Dimebon Trial Design
In the multi-center, double-blind trial, 183 patients with mild to moderate Alzheimer's disease were randomized to oral Dimebon, 20 mg three times a day (60 mg/day), or placebo for six months. Of these patients, 134 subsequently consented to continue treatment for up 12 months in the same treatment group to which they were originally randomized, and 120 (or 90 percent) of the continuing patients completed the study.
The trial included five efficacy endpoints that assessed the four most commonly studied aspects of Alzheimer's disease progression - cognition (the Alzheimer's Disease Assessment Scale-cognitive subscale, or ADAS-cog; and the Mini Mental State Exam, or MMSE), overall clinical function (the Clinician's Interview-Based Impression of Change with a caregiver interview, or CIBC-plus), activities of daily living (the Alzheimer's Disease Cooperative Study Group-Activities of Daily Living, or ADCS-ADL), and behavioral problems (the Neuropsychiatric Inventory, or NPI). The study was conducted at multiple sites in Russia.
Dimebon Trial Six-Month Results
Medivation previously announced six-month results, showing that Dimebon- treated patients demonstrated significant improvement on the primary endpoint of ADAS-cog (p<0.0001) and the key secondary endpoint of CIBIC-plus (p<0.0001) compared with patients receiving placebo. Dimebon-treated patients also significantly outperformed the placebo-treated patients (p<0.01) on the three additional secondary endpoints: the ADCS-ADL, the NPI and the MMSE.
Dimebon, the Company's lead product candidate, is an orally-available small molecule that has been shown to inhibit brain cell death in preclinical models relevant to Alzheimer's disease and Huntington's disease, making it a potential treatment for these and other neurodegenerative diseases. Based on the clinical and preclinical data generated to date, Medivation believes that Dimebon operates by a novel mechanism of action and may exert a neuroprotective effect in multiple areas of the central nervous system. Dimebon appears to block a new target that involves mitochondrial pores, which are believed to play a role in the cell death that is associated with neurodegenerative diseases and the aging process.
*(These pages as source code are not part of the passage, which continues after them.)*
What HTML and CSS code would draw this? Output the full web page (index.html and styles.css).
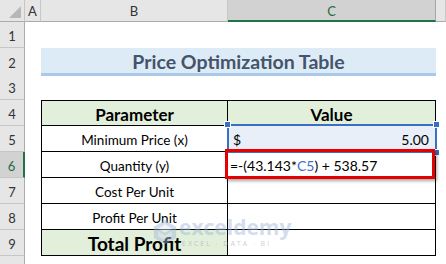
FILE: index.html
```html
<!DOCTYPE html>
<html lang="en">
<head>
    <meta charset="UTF-8">
    <title>Price Optimization Table</title>
    <link rel="stylesheet" href="styles.css">
</head>
<body>
    <div class="sheet">
        <div class="row head-row">
            <div class="corner"><span class="tri"></span></div>
            <div class="col-head">A</div>
            <div class="col-head">B</div>
            <div class="col-head active">C</div>
            <div class="col-head"></div>
        </div>

        <div class="row">
            <div class="row-head">1</div>
        </div>

        <div class="row">
            <div class="row-head">2</div>
            <div></div>
            <div class="title">Price Optimization Table</div>
        </div>

        <div class="row">
            <div class="row-head">3</div>
        </div>

        <div class="row">
            <div class="row-head">4</div>
            <div></div>
            <div class="cell b top green bold-head">Parameter</div>
            <div class="cell c top green bold-head">Value</div>
        </div>

        <div class="row">
            <div class="row-head">5</div>
            <div></div>
            <div class="cell b">Minimum Price (x)</div>
            <div class="cell c selected">
                <span>$</span><span>5.00</span>
                <i class="handle tl"></i><i class="handle tr"></i><i class="handle br"></i>
            </div>
        </div>

        <div class="row">
            <div class="row-head active">6</div>
            <div></div>
            <div class="cell b">Quantity (y)</div>
            <div class="cell c formula">
                <span class="expr">=-(43.143*<span class="ref">C5</span>) + 538.57</span>
                <i class="mark"></i>
            </div>
        </div>

        <div class="row">
            <div class="row-head">7</div>
            <div></div>
            <div class="cell b">Cost Per Unit</div>
            <div class="cell c"></div>
        </div>

        <div class="row">
            <div class="row-head">8</div>
            <div></div>
            <div class="cell b">Profit Per Unit</div>
            <div class="cell c"></div>
        </div>

        <div class="row">
            <div class="row-head">9</div>
            <div></div>
            <div class="cell b green total">Total Profit</div>
            <div class="cell c"></div>
        </div>

        <div class="row">
            <div class="row-head"></div>
        </div>

        <div class="watermark">
            <svg width="24" height="26" viewBox="0 0 28 30">
                <path d="M14 1 L27 9 L27 22 L14 29 L1 22 L1 9 Z" fill="#9fb6d9"/>
                <path d="M14 6 L22 11 L14 16 L6 11 Z" fill="#ffffff" opacity="0.7"/>
                <path d="M6 14 L14 19 L22 14 L22 20 L14 25 L6 20 Z" fill="#ffffff" opacity="0.45"/>
            </svg>
            <div class="wm-text">
                <div class="wm-name">exceldemy</div>
                <div class="wm-tag">EXCEL · DATA · BI</div>
            </div>
        </div>
    </div>
</body>
</html>
```

FILE: styles.css
```css
body {
    margin: 0;
    background: #ffffff;
    font-family: Lato, "Open Sans", sans-serif;
    color: #000;
}

.sheet {
    position: relative;
    width: 446px;
    height: 264px;
    overflow: hidden;
}

.row {
    display: grid;
    grid-template-columns: 25px 16px 187px 208px 1fr;
    height: 26px;
}

.head-row {
    height: 22px;
}

.corner,
.col-head,
.row-head {
    background: #e6e6e6;
    color: #333;
    font-size: 13px;
    display: flex;
    align-items: center;
    justify-content: center;
    box-sizing: border-box;
}

.corner {
    position: relative;
    border-right: 1px solid #c6c6c6;
    border-bottom: 1px solid #ababab;
}

.corner .tri {
    position: absolute;
    right: 3px;
    bottom: 3px;
    width: 0;
    height: 0;
    border-left: 12px solid transparent;
    border-bottom: 12px solid #b7b7b7;
}

.col-head {
    border-right: 1px solid #c6c6c6;
    border-bottom: 1px solid #ababab;
    padding-top: 1px;
}

.col-head.active {
    background: #d2d2d2;
    color: #1e6b41;
    border-right: 1px solid #a6a6a6;
    border-bottom: 2px solid #217346;
}

.row-head {
    border-right: 1px solid #ababab;
    border-bottom: 1px solid #c6c6c6;
    padding-top: 2px;
}

.row-head.active {
    background: #d2d2d2;
    color: #1e6b41;
    border-right: 2px solid #217346;
}

.title {
    grid-column: 3 / 5;
    background: #ddebf7;
    border-bottom: 3px solid #a9c9e9;
    box-sizing: border-box;
    height: 28px;
    color: #44546a;
    font-weight: 700;
    font-size: 19.5px;
    display: flex;
    align-items: center;
    justify-content: center;
    padding-top: 2px;
}

.cell {
    box-sizing: border-box;
    height: 26px;
    border-bottom: 1px solid #000;
    border-right: 1px solid #000;
    display: flex;
    align-items: center;
    justify-content: center;
    font-size: 13.5px;
    padding-top: 2px;
}

.cell.b {
    border-left: 1px solid #000;
}

.cell.top {
    border-top: 1px solid #000;
}

.green {
    background: #e2efda;
}

.bold-head {
    font-weight: 700;
    font-size: 17px;
}

.total {
    font-weight: 700;
    font-size: 19px;
}

.selected {
    position: relative;
    background: #e8eff9;
    justify-content: space-between;
    padding: 2px 6px 0 5px;
    font-size: 14px;
}

.selected::before {
    content: "";
    position: absolute;
    left: -1px;
    top: -2px;
    right: -2px;
    bottom: -2px;
    border: 2px solid #3b6fc4;
}

.handle {
    position: absolute;
    width: 5px;
    height: 5px;
    background: #3b6fc4;
    border: 1px solid #fff;
    z-index: 2;
}

.handle.tl { left: -4px; top: -5px; }
.handle.tr { right: -5px; top: -5px; }
.handle.br { right: -5px; bottom: -5px; }

.formula {
    position: relative;
    justify-content: flex-start;
    padding-left: 2px;
    font-size: 14px;
    border-bottom: 2px solid #217346;
}

.expr {
    white-space: pre;
}

.ref {
    color: #3f6fcf;
}

.formula .mark {
    position: absolute;
    left: -3px;
    top: -3px;
    right: 0;
    bottom: -3px;
    border: 3px solid #e60000;
    box-shadow: 2px 2px 3px rgba(0, 0, 0, 0.35);
    z-index: 3;
}

.watermark {
    position: absolute;
    left: 153px;
    top: 217px;
    display: flex;
    align-items: center;
    gap: 2px;
    opacity: 0.45;
    pointer-events: none;
}

.wm-text {
    display: flex;
    flex-direction: column;
    line-height: 1;
}

.wm-name {
    font-family: "Open Sans", sans-serif;
    font-weight: 700;
    font-size: 21px;
    color: #9fb6d9;
}

.wm-tag {
    font-family: "Open Sans", sans-serif;
    font-size: 7px;
    color: #8d97a3;
    letter-spacing: 2px;
    margin-top: 2px;
    padding-left: 3px;
}
```
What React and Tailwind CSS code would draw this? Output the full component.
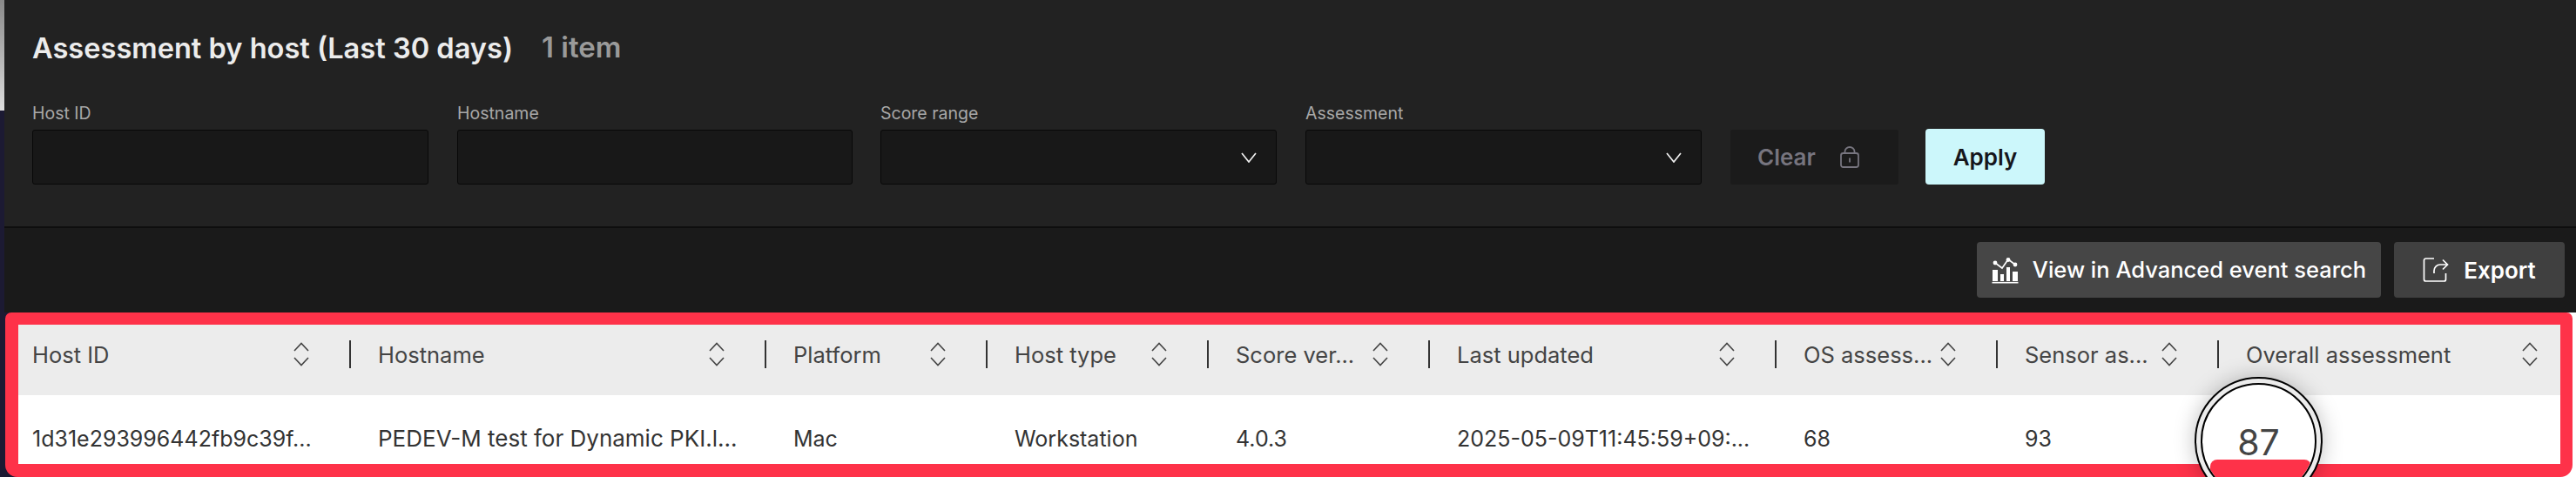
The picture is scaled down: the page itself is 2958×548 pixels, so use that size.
import React from "react";

const columns = [
  { name: "Host ID", value: "1d31e293996442fb9c39f...", width: "w-[380px]", head: "pl-[16px] pr-[45px]", cell: "pl-[16px] text-[25px]" },
  { name: "Hostname", value: "PEDEV-M test for Dynamic PKI.l...", width: "w-[477px]", head: "pl-[33px] pr-[45px]", cell: "pl-[33px] text-[26px]" },
  { name: "Platform", value: "Mac", width: "w-[254px]", head: "pl-[33px] pr-[45px]", cell: "pl-[33px] text-[25px]" },
  { name: "Host type", value: "Workstation", width: "w-[254px]", head: "pl-[33px] pr-[45px]", cell: "pl-[33px] text-[25px]" },
  { name: "Score ver...", value: "4.0.3", width: "w-[254px]", head: "pl-[33px] pr-[45px]", cell: "pl-[33px] text-[25px]" },
  { name: "Last updated", value: "2025-05-09T11:45:59+09:...", width: "w-[398px]", head: "pl-[33px] pr-[45px]", cell: "pl-[33px] text-[25px]" },
  { name: "OS assess...", value: "68", width: "w-[254px]", head: "pl-[33px] pr-[45px]", cell: "pl-[33px] text-[25px]" },
  { name: "Sensor as...", value: "93", width: "w-[254px]", head: "pl-[33px] pr-[45px]", cell: "pl-[33px] text-[25px]" },
  { name: "Overall assessment", value: "", width: "flex-1", head: "pl-[33px] pr-[25px]", cell: "pl-[33px] text-[25px]" },
];

const SortIcon = () => (
  <svg width="20" height="28" viewBox="0 0 20 28" fill="none" stroke="#444" strokeWidth="1.6" className="shrink-0">
    <path d="M2 10 L10 1.5 L18 10" />
    <path d="M2 18 L10 26.5 L18 18" />
  </svg>
);

const SelectArrow = () => (
  <svg width="18" height="12" viewBox="0 0 18 12" fill="none" stroke="#eeeeee" strokeWidth="1.7">
    <path d="M1 1 L9 11 L17 1" />
  </svg>
);

const LockIcon = () => (
  <svg width="22" height="25" viewBox="0 0 22 25" fill="none" stroke="#77757f" strokeWidth="1.8" className="ml-[28px] shrink-0">
    <rect x="1" y="8" width="20" height="16" rx="2.5" />
    <path d="M5.5 8V6a5.5 5 0 0 1 11 0v2" />
    <path d="M11 13.5v5" />
  </svg>
);

const ChartIcon = () => (
  <svg width="31" height="31" viewBox="0 0 31 31" fill="none" className="shrink-0">
    <path d="M4 7 L12 13 L19 3 L27 9" stroke="#fff" strokeWidth="1.6" />
    <circle cx="4" cy="7" r="2.4" fill="#fff" />
    <circle cx="19" cy="3.5" r="2.4" fill="#fff" />
    <circle cx="27" cy="9" r="2.4" fill="#fff" />
    <path d="M1 15h6v13H1zM10 20h4v8h-4zM17 12h4v16h-4zM24 17h6v11h-6z" fill="#fff" />
    <path d="M0.5 29.7h30" stroke="#fff" strokeWidth="1.6" />
  </svg>
);

const ExportIcon = () => (
  <svg width="30" height="30" viewBox="0 0 30 30" fill="none" stroke="#fff" strokeWidth="1.7" className="shrink-0">
    <path d="M13 2H3.5A2 2 0 0 0 1.5 4v22a2 2 0 0 0 2 2h21a2 2 0 0 0 2-2v-7" />
    <path d="M13 19v-3a7 7 0 0 1 7-7h8" />
    <path d="M23 3.5 L28.5 9 L23 14.5" />
  </svg>
);

const Field = ({ label, select, className }) => (
  <div className={`flex flex-col ${className}`}>
    <label className="text-[19.5px] leading-[24px] text-[#a8a8a8] mb-[7px]">{label}</label>
    <div className="h-[63px] bg-[#181818] border border-[#080808] rounded-[3px] flex items-center justify-end pr-[22px]">
      {select && <SelectArrow />}
    </div>
  </div>
);

export default function App() {
  return (
    <div className="flex w-[2958px] h-[548px] overflow-hidden bg-white font-['Inter',sans-serif]">
      <div className="w-[5px] shrink-0 flex flex-col">
        <div className="h-[127px] bg-linear-to-b from-[#8a8a8a] to-[#dedede]" />
        <div className="flex-1 bg-[#1c1a33]" />
      </div>

      <div className="flex-1 flex flex-col relative">
        <section className="h-[262px] shrink-0 bg-[#222222] border-b-2 border-[#0e0e0e] pl-[32px] pt-[33px]">
          <div className="flex items-center h-[44px]">
            <h1 className="text-[32.6px] font-semibold text-[#ececec]">Assessment by host (Last 30 days)</h1>
            <span className="ml-[33px] text-[33px] font-semibold text-[#9a9a9a]">1 item</span>
          </div>
          <div className="flex items-end mt-[41px]">
            <Field label="Host ID" className="w-[455px] mr-[33px]" />
            <Field label="Hostname" className="w-[454px] mr-[32px]" />
            <Field label="Score range" select className="w-[455px] mr-[33px]" />
            <Field label="Assessment" select className="w-[455px] mr-[33px]" />
            <button className="w-[193px] h-[63px] bg-[#1b1b1b] rounded-[3px] flex items-center pl-[31px] text-[26px] font-semibold text-[#77757f]">
              Clear
              <LockIcon />
            </button>
            <button className="w-[137px] h-[64px] ml-[31px] bg-[#ccf7fb] rounded-[4px] text-[26px] font-semibold text-[#16161c]">
              Apply
            </button>
          </div>
        </section>

        <div className="h-[97px] shrink-0 bg-[#1a1a1a] flex justify-end items-start pt-[16px] pr-[13px] gap-[15px]">
          <button className="w-[464px] h-[64px] bg-[#464646] rounded-[4px] flex items-center justify-center gap-[16px] text-[25.5px] font-medium text-white">
            <ChartIcon />
            View in Advanced event search
          </button>
          <button className="w-[196px] h-[64px] bg-[#404040] rounded-[4px] flex items-center justify-center gap-[17px] text-[26px] font-semibold text-white">
            <ExportIcon />
            Export
          </button>
        </div>

        <div className="flex-1 pl-px pr-[4px] bg-[linear-gradient(to_right,#1c1a33_50%,#ffffff_50%)]">
          <div className="h-full bg-[#fe3249] rounded-t-[7px] rounded-b-[14px] pt-[14px] pl-[15px] pr-[14px]">
            <div className="h-[81px] bg-[#ececec] flex">
              {columns.map((col, i) => (
                <div key={col.name} className={`${col.width} ${col.head} relative h-full flex items-start pt-[20px]`}>
                  {i > 0 && <span className="absolute left-0 top-[18px] h-[32px] w-[1.5px] bg-[#333]" />}
                  <span className="flex-1 text-[25.5px] leading-[28px] pt-px text-[#444] whitespace-nowrap">{col.name}</span>
                  <SortIcon />
                </div>
              ))}
            </div>
            <div className="h-[79px] bg-white flex">
              {columns.map((col) => (
                <div key={col.name} className={`${col.width} ${col.cell} h-full pt-[36px] leading-[28px] text-[#333] whitespace-nowrap`}>
                  {col.value}
                </div>
              ))}
            </div>
          </div>
        </div>

        {/* magnifier over the score cell */}
        <div className="absolute left-[2515px] top-[433px] w-[147px] h-[147px] rounded-full bg-[#ececec] border-2 border-black p-[5px] shadow-[0_0_24px_rgba(0,0,0,0.25)]">
          <div className="relative w-full h-full rounded-full bg-white border-2 border-black overflow-hidden flex justify-center">
            <span className="mt-[44px] text-[41px] leading-[44px] text-[#444]">87</span>
            <div className="absolute left-[9px] right-[4px] top-[86px] h-[60px] bg-[#fe3249] rounded-t-[8px]" />
          </div>
        </div>
      </div>
    </div>
  );
}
Medivation is currently evaluating Dimebon in both Alzheimer's and Huntington's diseases. The Company expects to enter global Phase 3 studies of Dimebon in Alzheimer's disease in 2008 and, assuming positive data, to submit marketing applications in the U.S. and Europe in 2010 for this indication. In Huntington's disease, the Company is currently evaluating Dimebon in a Phase 1-2a clinical trial in collaboration with the Huntington Study Group.